### [Exercise prompt]
Copy every line that holds "components".

□ □ □ □

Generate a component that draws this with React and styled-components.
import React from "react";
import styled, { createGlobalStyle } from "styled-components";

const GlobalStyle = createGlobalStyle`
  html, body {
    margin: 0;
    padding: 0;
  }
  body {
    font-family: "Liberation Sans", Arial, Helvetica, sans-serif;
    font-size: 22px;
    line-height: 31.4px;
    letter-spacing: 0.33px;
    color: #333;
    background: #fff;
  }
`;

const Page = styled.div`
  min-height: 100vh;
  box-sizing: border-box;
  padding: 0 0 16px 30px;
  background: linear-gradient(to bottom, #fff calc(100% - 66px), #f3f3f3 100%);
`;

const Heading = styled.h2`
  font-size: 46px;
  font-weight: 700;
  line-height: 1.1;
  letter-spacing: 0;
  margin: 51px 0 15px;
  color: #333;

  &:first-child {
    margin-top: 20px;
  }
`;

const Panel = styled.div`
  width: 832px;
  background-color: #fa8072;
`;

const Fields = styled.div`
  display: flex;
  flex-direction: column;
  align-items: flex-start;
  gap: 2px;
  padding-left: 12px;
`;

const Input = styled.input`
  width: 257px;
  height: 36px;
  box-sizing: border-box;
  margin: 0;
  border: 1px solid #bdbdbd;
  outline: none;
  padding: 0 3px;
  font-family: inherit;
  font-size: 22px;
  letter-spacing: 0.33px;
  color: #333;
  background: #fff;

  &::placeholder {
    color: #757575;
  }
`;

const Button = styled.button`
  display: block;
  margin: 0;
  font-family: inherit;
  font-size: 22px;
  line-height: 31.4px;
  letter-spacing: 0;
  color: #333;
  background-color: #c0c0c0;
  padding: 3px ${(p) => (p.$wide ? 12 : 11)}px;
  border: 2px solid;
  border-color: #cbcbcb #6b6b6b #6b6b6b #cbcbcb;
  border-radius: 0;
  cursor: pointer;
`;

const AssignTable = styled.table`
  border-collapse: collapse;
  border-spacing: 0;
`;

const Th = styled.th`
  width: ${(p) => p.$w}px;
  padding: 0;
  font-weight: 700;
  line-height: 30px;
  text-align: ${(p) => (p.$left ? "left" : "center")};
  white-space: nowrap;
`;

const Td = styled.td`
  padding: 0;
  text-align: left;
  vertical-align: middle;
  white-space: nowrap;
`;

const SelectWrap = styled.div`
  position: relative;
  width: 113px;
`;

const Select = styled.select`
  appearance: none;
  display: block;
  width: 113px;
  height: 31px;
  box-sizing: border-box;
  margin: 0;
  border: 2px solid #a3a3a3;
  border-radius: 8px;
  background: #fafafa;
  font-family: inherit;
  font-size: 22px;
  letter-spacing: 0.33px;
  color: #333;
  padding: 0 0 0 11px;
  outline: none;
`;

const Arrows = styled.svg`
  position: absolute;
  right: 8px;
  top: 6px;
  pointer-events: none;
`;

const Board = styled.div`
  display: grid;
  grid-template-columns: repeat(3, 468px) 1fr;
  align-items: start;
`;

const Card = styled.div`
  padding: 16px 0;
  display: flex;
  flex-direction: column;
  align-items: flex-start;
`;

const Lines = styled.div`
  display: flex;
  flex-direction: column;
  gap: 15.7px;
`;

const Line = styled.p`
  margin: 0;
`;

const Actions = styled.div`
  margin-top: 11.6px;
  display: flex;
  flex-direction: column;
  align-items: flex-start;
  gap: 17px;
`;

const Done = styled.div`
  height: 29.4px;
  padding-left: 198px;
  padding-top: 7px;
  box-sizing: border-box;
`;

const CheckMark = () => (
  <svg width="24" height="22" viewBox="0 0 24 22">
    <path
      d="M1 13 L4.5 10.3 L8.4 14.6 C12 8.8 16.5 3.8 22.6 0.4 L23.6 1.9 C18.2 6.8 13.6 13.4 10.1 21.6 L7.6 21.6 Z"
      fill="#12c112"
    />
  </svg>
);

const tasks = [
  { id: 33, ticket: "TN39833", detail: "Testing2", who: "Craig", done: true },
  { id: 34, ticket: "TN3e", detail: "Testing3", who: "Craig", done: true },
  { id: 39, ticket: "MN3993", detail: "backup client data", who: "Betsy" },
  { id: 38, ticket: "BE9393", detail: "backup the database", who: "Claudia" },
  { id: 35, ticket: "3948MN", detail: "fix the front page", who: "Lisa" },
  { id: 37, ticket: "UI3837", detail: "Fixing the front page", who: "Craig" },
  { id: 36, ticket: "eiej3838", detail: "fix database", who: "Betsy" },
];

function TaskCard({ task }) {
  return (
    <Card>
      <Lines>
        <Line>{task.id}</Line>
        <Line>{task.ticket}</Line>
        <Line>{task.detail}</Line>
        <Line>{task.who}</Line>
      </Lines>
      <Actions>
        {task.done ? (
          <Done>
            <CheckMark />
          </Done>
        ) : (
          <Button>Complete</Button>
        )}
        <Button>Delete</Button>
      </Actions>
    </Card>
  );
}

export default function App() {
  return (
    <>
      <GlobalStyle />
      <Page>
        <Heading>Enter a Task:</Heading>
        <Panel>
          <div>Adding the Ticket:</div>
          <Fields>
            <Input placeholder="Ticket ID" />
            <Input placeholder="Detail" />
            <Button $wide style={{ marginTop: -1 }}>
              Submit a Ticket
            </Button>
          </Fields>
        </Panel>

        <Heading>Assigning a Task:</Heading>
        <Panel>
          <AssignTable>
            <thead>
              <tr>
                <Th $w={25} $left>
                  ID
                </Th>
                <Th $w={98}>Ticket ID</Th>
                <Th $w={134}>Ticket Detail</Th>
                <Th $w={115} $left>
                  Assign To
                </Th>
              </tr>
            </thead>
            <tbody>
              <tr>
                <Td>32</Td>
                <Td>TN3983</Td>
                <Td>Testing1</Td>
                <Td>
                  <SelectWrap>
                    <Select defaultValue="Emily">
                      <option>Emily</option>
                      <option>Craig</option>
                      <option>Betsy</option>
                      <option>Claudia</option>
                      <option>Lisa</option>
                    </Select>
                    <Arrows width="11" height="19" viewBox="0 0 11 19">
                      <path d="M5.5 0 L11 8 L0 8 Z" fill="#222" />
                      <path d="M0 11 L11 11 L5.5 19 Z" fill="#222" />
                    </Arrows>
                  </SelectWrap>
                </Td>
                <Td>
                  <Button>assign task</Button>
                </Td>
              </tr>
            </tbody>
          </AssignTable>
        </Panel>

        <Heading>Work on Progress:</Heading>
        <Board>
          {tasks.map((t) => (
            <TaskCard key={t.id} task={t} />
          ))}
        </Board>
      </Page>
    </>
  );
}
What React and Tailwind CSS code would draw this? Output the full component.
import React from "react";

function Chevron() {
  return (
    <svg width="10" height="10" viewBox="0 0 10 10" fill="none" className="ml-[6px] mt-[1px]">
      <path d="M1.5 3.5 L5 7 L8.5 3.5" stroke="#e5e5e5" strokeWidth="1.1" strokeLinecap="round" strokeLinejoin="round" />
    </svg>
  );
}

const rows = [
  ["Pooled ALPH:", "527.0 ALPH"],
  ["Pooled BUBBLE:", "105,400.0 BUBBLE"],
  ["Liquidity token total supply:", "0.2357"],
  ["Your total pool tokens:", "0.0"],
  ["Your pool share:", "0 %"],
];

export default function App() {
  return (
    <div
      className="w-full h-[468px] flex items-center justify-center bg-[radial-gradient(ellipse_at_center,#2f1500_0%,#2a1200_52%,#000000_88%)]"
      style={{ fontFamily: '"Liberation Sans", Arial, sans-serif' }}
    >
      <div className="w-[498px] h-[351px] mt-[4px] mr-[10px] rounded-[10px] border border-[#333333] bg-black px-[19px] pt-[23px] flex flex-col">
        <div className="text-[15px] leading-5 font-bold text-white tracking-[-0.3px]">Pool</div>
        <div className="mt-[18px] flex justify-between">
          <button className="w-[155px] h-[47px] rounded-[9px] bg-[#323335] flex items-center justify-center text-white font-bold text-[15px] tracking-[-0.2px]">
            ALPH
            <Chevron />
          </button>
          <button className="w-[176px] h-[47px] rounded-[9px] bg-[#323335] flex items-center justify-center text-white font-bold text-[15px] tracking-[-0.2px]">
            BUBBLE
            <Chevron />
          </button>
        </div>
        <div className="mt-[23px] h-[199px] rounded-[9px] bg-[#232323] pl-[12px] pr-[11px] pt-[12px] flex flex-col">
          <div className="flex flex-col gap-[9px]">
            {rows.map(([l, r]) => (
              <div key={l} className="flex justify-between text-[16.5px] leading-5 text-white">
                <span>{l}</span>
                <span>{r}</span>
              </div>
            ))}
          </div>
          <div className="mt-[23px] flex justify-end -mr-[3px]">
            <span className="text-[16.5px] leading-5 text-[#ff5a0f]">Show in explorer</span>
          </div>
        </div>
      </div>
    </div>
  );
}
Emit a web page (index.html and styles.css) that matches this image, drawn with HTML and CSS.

□ □ □ □

### [Expected output]
Generate a component that draws this with React and styled-components.
import styled, { createGlobalStyle } from "styled-components";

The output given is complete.